Charles Ferruzza, KCUR food critic:

  • Corn dogs and candy apples at the Amelia Earhart Festival. There are traditional fair food favorites, including hot dogs, lemonade, and funnel cakes, but two of my personal favorites are corn dogs and candy apples. This is the kind of food that you only crave when you're at a fair.
  • Cider donuts at the Louisburg Ciderfest. I look forward to this every year. The cider donuts alone are worth the drive to Louisburg, but there are lots of things to buy at the Country Store and the vendors are good. Best apple slushies ever.
  • Apple butter at the Weston Applefest. The whole festival smells like apple butter made over an open fire.
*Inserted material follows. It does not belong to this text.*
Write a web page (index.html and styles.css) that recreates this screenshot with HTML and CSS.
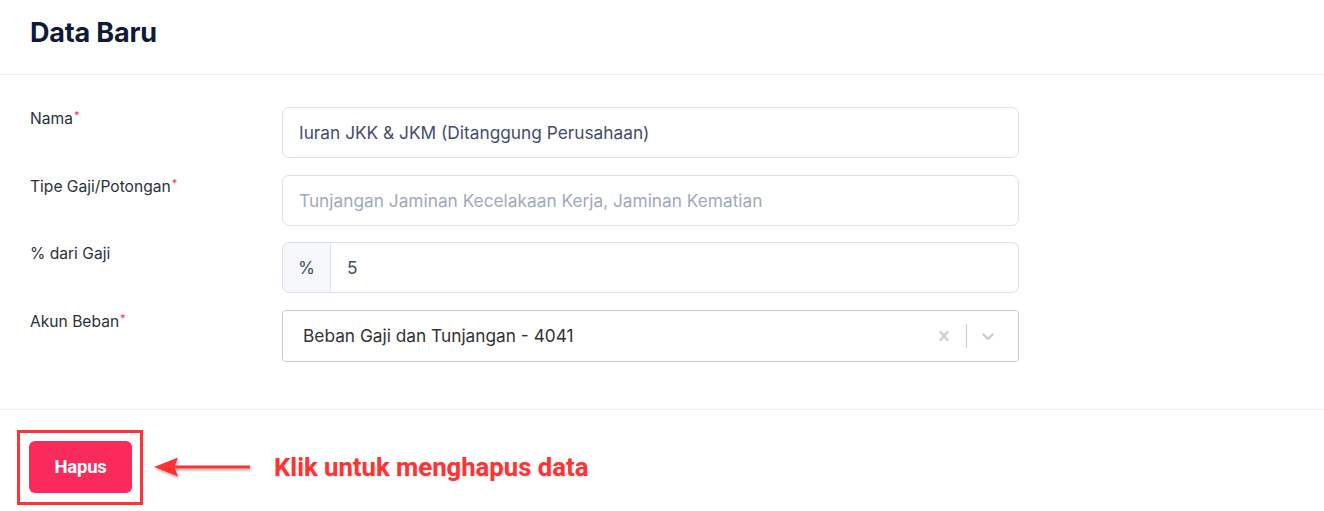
FILE: index.html
```html
<!DOCTYPE html>
<html lang="id">
<head>
<meta charset="utf-8">
<title>Data Baru</title>
<link rel="stylesheet" href="styles.css">
</head>
<body>
<div class="page">
  <header class="head">
    <h1 class="title">Data Baru</h1>
  </header>
  <main class="form">
    <div class="row">
      <label class="label">Nama<span class="req">*</span></label>
      <div class="field"><div class="input">Iuran JKK &amp; JKM (Ditanggung Perusahaan)</div></div>
    </div>
    <div class="row">
      <label class="label">Tipe Gaji/Potongan<span class="req">*</span></label>
      <div class="field"><div class="input placeholder">Tunjangan Jaminan Kecelakaan Kerja, Jaminan Kematian</div></div>
    </div>
    <div class="row">
      <label class="label">% dari Gaji</label>
      <div class="field group">
        <span class="addon">%</span>
        <div class="input joined">5</div>
      </div>
    </div>
    <div class="row">
      <label class="label">Akun Beban<span class="req">*</span></label>
      <div class="field">
        <div class="select">
          <span class="select-value">Beban Gaji dan Tunjangan - 4041</span>
          <span class="select-ind">
            <svg class="ico" width="20" height="20" viewBox="0 0 20 20"><path d="M14.348 14.849c-.469.469-1.229.469-1.697 0L10 11.819l-2.651 3.029c-.469.469-1.229.469-1.697 0-.469-.469-.469-1.229 0-1.697l2.758-3.150-2.759-3.152c-.469-.469-.469-1.228 0-1.697.469-.469 1.228-.469 1.697 0L10 8.183l2.651-3.031c.469-.469 1.228-.469 1.697 0 .469.469.469 1.229 0 1.697l-2.758 3.152 2.758 3.150c.469.469.469 1.229 0 1.698z" fill="#cccccc"/></svg>
            <span class="sep"></span>
            <svg class="ico" width="20" height="20" viewBox="0 0 20 20"><path d="M4.516 7.548c.436-.446 1.043-.481 1.576 0L10 11.295l3.908-3.747c.533-.481 1.141-.446 1.574 0 .436.445.408 1.197 0 1.615-.406.418-4.695 4.502-4.695 4.502-.217.223-.502.335-.787.335s-.57-.112-.789-.335c0 0-4.287-4.084-4.695-4.502s-.436-1.170 0-1.615z" fill="#cccccc"/></svg>
          </span>
        </div>
      </div>
    </div>
  </main>
  <footer class="foot">
    <div class="btn-frame">
      <button class="btn-danger" type="button">Hapus</button>
    </div>
    <div class="note">
      <svg class="arrow" width="100" height="28" viewBox="0 0 100 28">
        <defs>
          <filter id="sh" x="-10%" y="-40%" width="130%" height="200%">
            <feDropShadow dx="1" dy="2" stdDeviation="1.2" flood-color="#000" flood-opacity="0.3"/>
          </filter>
        </defs>
        <g filter="url(#sh)">
          <path d="M1 12 L25 2.5 L22 10.5 L97 10.5 L97 13.5 L22 13.5 L25 21.5 Z" fill="#ff3333"/>
        </g>
      </svg>
      <span class="note-text">Klik untuk menghapus data</span>
    </div>
  </footer>
</div>
</body>
</html>
```
FILE: styles.css
```css
* { box-sizing: border-box; }
html, body { margin: 0; padding: 0; background: #ffffff; }
body { font-family: Inter, "Noto Sans", sans-serif; color: #2b2f38; }

.page { width: 1324px; min-height: 511px; }

.head {
  height: 75px;
  padding: 0 30px;
  border-bottom: 1px solid #eef0f3;
  display: flex;
  align-items: center;
}
.title {
  margin: 0;
  font-size: 27px;
  font-weight: 700;
  color: #0f1a3b;
  letter-spacing: -0.2px;
  padding-bottom: 10px;
}

.form {
  padding: 32px 30px 47px;
  display: flex;
  flex-direction: column;
  gap: 16.5px;
  border-bottom: 1px solid #eef0f3;
}
.row {
  display: grid;
  grid-template-columns: 252px 737px;
  align-items: start;
}
.label {
  font-size: 15.6px;
  color: #2d3039;
  padding-top: 2px;
  line-height: 20px;
}
.req {
  color: #f5305d;
  font-size: 11px;
  vertical-align: top;
  position: relative;
  top: -4px;
  margin-left: 1px;
}

.field { display: flex; }
.input {
  flex: 1;
  height: 51px;
  border: 1px solid #dde0ee;
  border-radius: 7px;
  padding: 0 16px;
  display: flex;
  align-items: center;
  font-size: 17.3px;
  color: #434d6f;
}
.input.placeholder { color: #a1a9c0; }
.group .addon {
  width: 49px;
  height: 51px;
  background: #f7f8fa;
  border: 1px solid #dde0ee;
  border-radius: 7px 0 0 7px;
  display: flex;
  align-items: center;
  justify-content: center;
  font-size: 17.3px;
  color: #434d6f;
}
.input.joined {
  border-left: none;
  border-radius: 0 7px 7px 0;
}

.select {
  flex: 1;
  height: 52px;
  border: 1px solid #cccccc;
  border-radius: 4px;
  display: flex;
  align-items: center;
  justify-content: space-between;
  padding: 0 0 0 20px;
  font-size: 17.3px;
  color: #333333;
}
.select-ind {
  display: flex;
  align-items: center;
  height: 100%;
}
.select-ind .ico { margin: 0 12px 0 8px; display: block; }
.select-ind .ico:last-child { margin: 0 20px 0 11px; }
.sep {
  width: 1px;
  height: 24px;
  background: #cccccc;
}

.foot {
  padding: 20px 0 0 17px;
  display: flex;
  align-items: center;
}
.btn-frame {
  border: 3px solid #ff3333;
  padding: 8px 8px 9px 9px;
}
.btn-danger {
  width: 103px;
  height: 52px;
  background: #fb2a5d;
  border: none;
  border-radius: 6px;
  color: #ffffff;
  font-family: Roboto, "Liberation Sans", sans-serif;
  font-weight: 700;
  font-size: 18.5px;
  letter-spacing: -0.2px;
}
.note {
  display: flex;
  align-items: center;
  margin-left: 10px;
}
.arrow { display: block; margin-top: 3px; }
.note-text {
  margin-left: 21px;
  font-family: Roboto, "Liberation Sans", sans-serif;
  font-weight: 700;
  font-size: 25.7px;
  color: #ff3333;
  text-shadow: 0 1px 2px rgba(0,0,0,0.12);
}
```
Local churches and other groups sell apple dumplings, apple pies, and cookies. You can catch a quick and tasty bite at the Applefest Food Court, or you can enjoy the cuisine at one of the several fine restaurants in Weston.

Listener recommendations:

  • Corn dogs at the Missouri State Fair. There are several corn dog makers there, but there's one in particular I love. I've been going there since the '70s for the very same corn dogs. I usually don't eat hot dogs, but something about that corn dog really grabs you.
  • Deep-fried peaches are kind of like peach cobbler, with cinnamon sugar or brown sugar. They're crispy, and it's not a heavy batter on them. I had them at a food truck in Wichita, Kansas.
  • Home-made root beer and local honey sticks at the Johnson Country Fair.
  • Grange pups at the Old Settlers Day Festival. They start off with a hot dog, and they're dipped in a batter and deep-fried like a corn dog. But there is no corn in this thing. The secret is in this weird batter that's on the outside. There's a secret ingredient. If you grew up in Southern Johnson County, you grew up eating these.
  • An Indian Taco is a flatbread preferably made with Bluebird Flour. Check the Haskell Indian Art Market or graduation powwow for these.
  • Alligator on a stick at the now-defunct Spirit Festival. It was the most incredible thing I've ever had, and I've never seen it since.
  • Pizza on a stick. It was hugely popular in the 1980s at the Renaissance Festival.
  • Homemade pie at the Vinlin Kansas Fair.